In 1998, the newly described Cristatusaurus was agreed to be very closely related to, if not identical to, Baryonyx by Charig & Milner, 1986 & 1997, Sereno, 1998, and Rauhut, 2003. Later in 1998, Sereno et al. described the genus Suchomimus, and placed it in Baryonychinae along with Baryonyx. They defined the clade's distinguishing characteristics as "numerous small-sized, serrated teeth in the dentary behind the terminal rosette and deeply-keeled anterior dorsal vertebrae." By 2002, the conclusion was that the subfamily contained the genera Baryonyx, Cristatusaurus, Suchomimus, and Suchosaurus. The clade was phylogenetically defined by Holtz et al. as all taxa more closely related to Baryonyx walkeri than to Spinosaurus aegyptiacus.

In the 2012 description of Ichthyovenator, Allain et al. found it to belong to this subfamily, although almost all subsequent studies have found otherwise, placing it in Spinosaurinae.

Up until 2021, with Cristatusaurus and Suchosaurus being considered too incomplete and dubious, only the baryonychines Suchomimus and Baryonyx have been included in phylogenetic analyses, nearly always finding them to be sister genera in Baryonychinae, such as in the analysis performed by Arden et al. in 2018, shown below.

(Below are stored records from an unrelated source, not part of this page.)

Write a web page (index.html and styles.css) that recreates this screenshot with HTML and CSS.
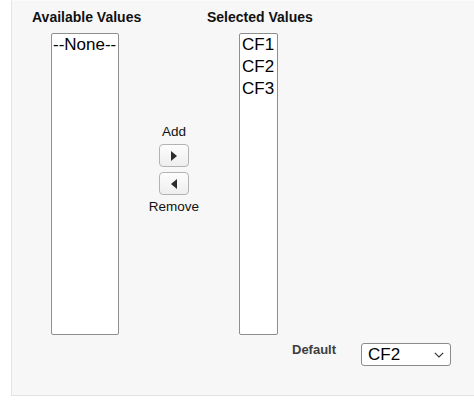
FILE: index.html
```html
<!DOCTYPE html>
<html lang="en">
<head>
<meta charset="utf-8">
<title>Picklist values</title>
<link rel="stylesheet" href="styles.css">
</head>
<body>
<div class="panel">
  <div class="headings">
    <div class="heading heading-available">Available Values</div>
    <div class="heading">Selected Values</div>
  </div>
  <div class="picker">
    <div class="listbox listbox-available">
      <div class="option">--None--</div>
    </div>
    <div class="mover">
      <div class="mover-label">Add</div>
      <button class="mover-btn mover-btn-add" type="button" aria-label="Add">
        <svg width="6" height="10" viewBox="0 0 6 10"><path d="M0 0 L6 5 L0 10 Z" fill="#2b2b2b"/></svg>
      </button>
      <button class="mover-btn mover-btn-remove" type="button" aria-label="Remove">
        <svg width="6" height="10" viewBox="0 0 6 10"><path d="M6 0 L0 5 L6 10 Z" fill="#2b2b2b"/></svg>
      </button>
      <div class="mover-label mover-label-remove">Remove</div>
    </div>
    <div class="listbox listbox-selected">
      <div class="option">CF1</div>
      <div class="option">CF2</div>
      <div class="option">CF3</div>
    </div>
  </div>
  <div class="default-row">
    <div class="default-label">Default</div>
    <div class="select">
      <span class="select-value">CF2</span>
      <svg class="select-chevron" width="10" height="6" viewBox="0 0 10 6"><path d="M0.8 0.8 L5 4.9 L9.2 0.8" fill="none" stroke="#333" stroke-width="1.1"/></svg>
    </div>
  </div>
</div>
</body>
</html>
```

FILE: styles.css
```css
html, body {
  margin: 0;
  padding: 0;
  background: #ffffff;
}

body {
  font-family: "Liberation Sans", Arial, sans-serif;
  color: #000;
  width: 474px;
  height: 402px;
  overflow: hidden;
}

.panel {
  margin-left: 11px;
  box-sizing: border-box;
  height: 396px;
  background: #f7f7f7;
  border-left: 1px solid #e4e4e4;
  border-bottom: 1px solid #e2e2e2;
  border-top: 1px solid #fbfbfb;
  padding: 8px 0 0 20px;
}

.headings {
  display: flex;
  margin-bottom: 7px;
}

.heading {
  font-size: 14px;
  font-weight: bold;
  line-height: 17px;
  color: #111;
}

.heading-available {
  width: 175px;
}

.picker {
  display: flex;
  align-items: flex-start;
}

.listbox {
  box-sizing: border-box;
  height: 302px;
  background: #fff;
  border: 1px solid #8e8e8e;
  border-radius: 2px;
  font-size: 17px;
  line-height: 22px;
  color: #000;
}

.listbox-available {
  margin-left: 19px;
  width: 68px;
  padding-left: 1px;
}

.listbox-selected {
  width: 39px;
  padding-left: 2px;
}

.mover {
  width: 60px;
  margin-left: 25px;
  margin-right: 35px;
  margin-top: 90px;
  display: flex;
  flex-direction: column;
  align-items: center;
}

.mover-label {
  font-size: 13.5px;
  line-height: 17px;
  color: #111;
}

.mover-btn {
  box-sizing: border-box;
  width: 30px;
  height: 23px;
  margin: 4px 0 0;
  padding: 0;
  border: 1px solid #b3b3b3;
  border-radius: 4px;
  background: linear-gradient(#fdfdfd, #eeeeee);
  display: flex;
  align-items: center;
  justify-content: center;
}

.mover-btn-remove {
  margin-top: 5px;
}

.mover-label-remove {
  margin-top: 3px;
}

.default-row {
  display: flex;
  align-items: flex-start;
  margin-top: 7px;
  margin-left: 260px;
}

.default-label {
  font-size: 13px;
  font-weight: bold;
  line-height: 16px;
  color: #3e3e3e;
}

.select {
  box-sizing: border-box;
  width: 90px;
  height: 23px;
  margin-left: 25px;
  margin-top: 1px;
  padding: 0 6px 0 6px;
  background: #fff;
  border: 1px solid #8b8b8b;
  border-radius: 3px;
  display: flex;
  align-items: center;
  justify-content: space-between;
  font-size: 17px;
  line-height: 21px;
}

.select-chevron {
  display: block;
}
```
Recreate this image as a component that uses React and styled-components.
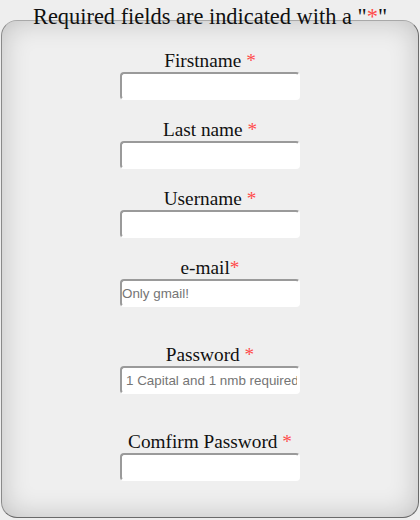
import React from "react";
import styled, { createGlobalStyle } from "styled-components";

const GlobalStyle = createGlobalStyle`
  body {
    margin: 0;
    background: #eeeeee;
    font-family: "Liberation Serif", "Times New Roman", serif;
  }
`;

const Page = styled.div`
  width: 420px;
  height: 520px;
  padding-top: 4px;
  box-sizing: border-box;
`;

const Heading = styled.h1`
  margin: 0;
  font-size: 22.4px;
  font-weight: normal;
  line-height: 26px;
  text-align: center;
  color: #111;
`;

const Star = styled.span`
  color: #ff4a4a;
`;

const Card = styled.form`
  margin: -10px 1px 0;
  height: 498px;
  box-sizing: border-box;
  padding-top: 29px;
  border: 1px solid #6a6a6a;
  border-top-color: #a8a8a8;
  border-left-color: #8a8a8a;
  border-radius: 16px;
  background: #efefef;
  box-shadow: inset 0 0 28px rgba(0, 0, 0, 0.2);
  display: flex;
  flex-direction: column;
  align-items: center;
`;

const Field = styled.div`
  display: flex;
  flex-direction: column;
  align-items: center;
  margin-top: ${(props) => (props.wide ? "37px" : props.first ? "0" : "19px")};
`;

const Label = styled.label`
  font-size: 19.3px;
  line-height: 22px;
  color: #111;
`;

const Input = styled.input`
  width: 180px;
  height: 28px;
  box-sizing: border-box;
  margin: 0;
  padding: 1px 1px 1px ${(props) => props.indent || 0}px;
  border: 2px solid #fff;
  border-top-color: #9a9a9a;
  border-left-color: #9a9a9a;
  border-radius: 4px;
  background: #fff;
  font-family: "Liberation Sans", Arial, sans-serif;
  font-size: 13.4px;
  outline: 0;

  ::placeholder {
    color: #757575;
  }
`;

const fields = [
  { label: "Firstname", gap: true },
  { label: "Last name", gap: true },
  { label: "Username", gap: true },
  { label: "e-mail", gap: false, placeholder: "Only gmail!", type: "email" },
  { label: "Password", gap: true, placeholder: "1 Capital and 1 nmb required", type: "password", wide: true, indent: 4 },
  { label: "Comfirm Password", gap: true, type: "password", wide: true },
];

const App = () => {
  return (
    <Page>
      <GlobalStyle />
      <Heading>
        Required fields are indicated with a "<Star>*</Star>"
      </Heading>
      <Card onSubmit={(e) => e.preventDefault()}>
        {fields.map((f, i) => (
          <Field key={f.label} first={i === 0} wide={f.wide}>
            <Label>
              {f.label}
              {f.gap ? " " : ""}
              <Star>*</Star>
            </Label>
            <Input type={f.type || "text"} placeholder={f.placeholder} indent={f.indent} />
          </Field>
        ))}
      </Card>
    </Page>
  );
};

export default App;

In 2021, Chris Barker, Hone, Darren Naish, Andrea Cau, Lockwood, Foster, Clarkin, Schneider, and Gostling described two new spinosaurid species, Ceratosuchops inferodios and Riparovenator milnerae, and placed them well-supportedly in Baryonychinae. They placed them within the newly created tribe Ceratosuchopsini alongside Suchomimus. Barker et al. diagnosed three autapomorphies to distinguish the clade: "1. postorbital facet of frontal dorsoventrally thick (height more than 40% of length) and excavated by a deep, longitudinal slot; 2. well-defined and strongly curved anterior margins of supratemporal fossa; 3. occipital surface of the basisphenoid collateral oval scars excavated." Members of this clade range in length from 7.7 to 9.5 m (25.3 to 31 ft). The results of their Bayesian analysis appear below:

==Paleobiology==

===Feeding===

Baryonychine teeth are small and recurved with little to no serrations, resembling those of crocodiles. These are considered adaptations for piscivory, as numerous recurved teeth aid in holding a struggling slippery animal within the jaws and down the throat; rather than the serrated teeth in most other theropods which are generalized for cutting and ripping flesh. Vullo et al., 2016 likened the cranial evolution and adaptations to piscivory in spinosaurids to those of the Muraenesocidae, a modern family of predatory eels with a similarly evolved skull.

Baryonyx as one of the most complete representatives of the group shows evidence of a generalist behavior. One recorded instance is the holotype of Baryonyx found with both fish as well as a juvenile iguanodontid contents within the stomach region. Another instance is pointed out by a 2016 study by the Belgian palaeontologist Christophe Hendrickx and colleagues. They found that adult spinosaurs could displace their mandibular rami (halves of the lower jaw) sideways when the jaw was depressed, which allowed the pharynx (opening that connects the mouth to the oesophagus) to be widened. This jaw-articulation is similar to that seen in pterosaurs and living pelicans, and would likewise have allowed spinosaurids to swallow large prey such as fish and other animals.

They also reported that the possible Portuguese Iberospinus (formerly seen as Baryonyx) fossils were found associated with isolated Iguanodon teeth, and listed it along with other such associations as support for opportunistic feeding behaviour in spinosaurs.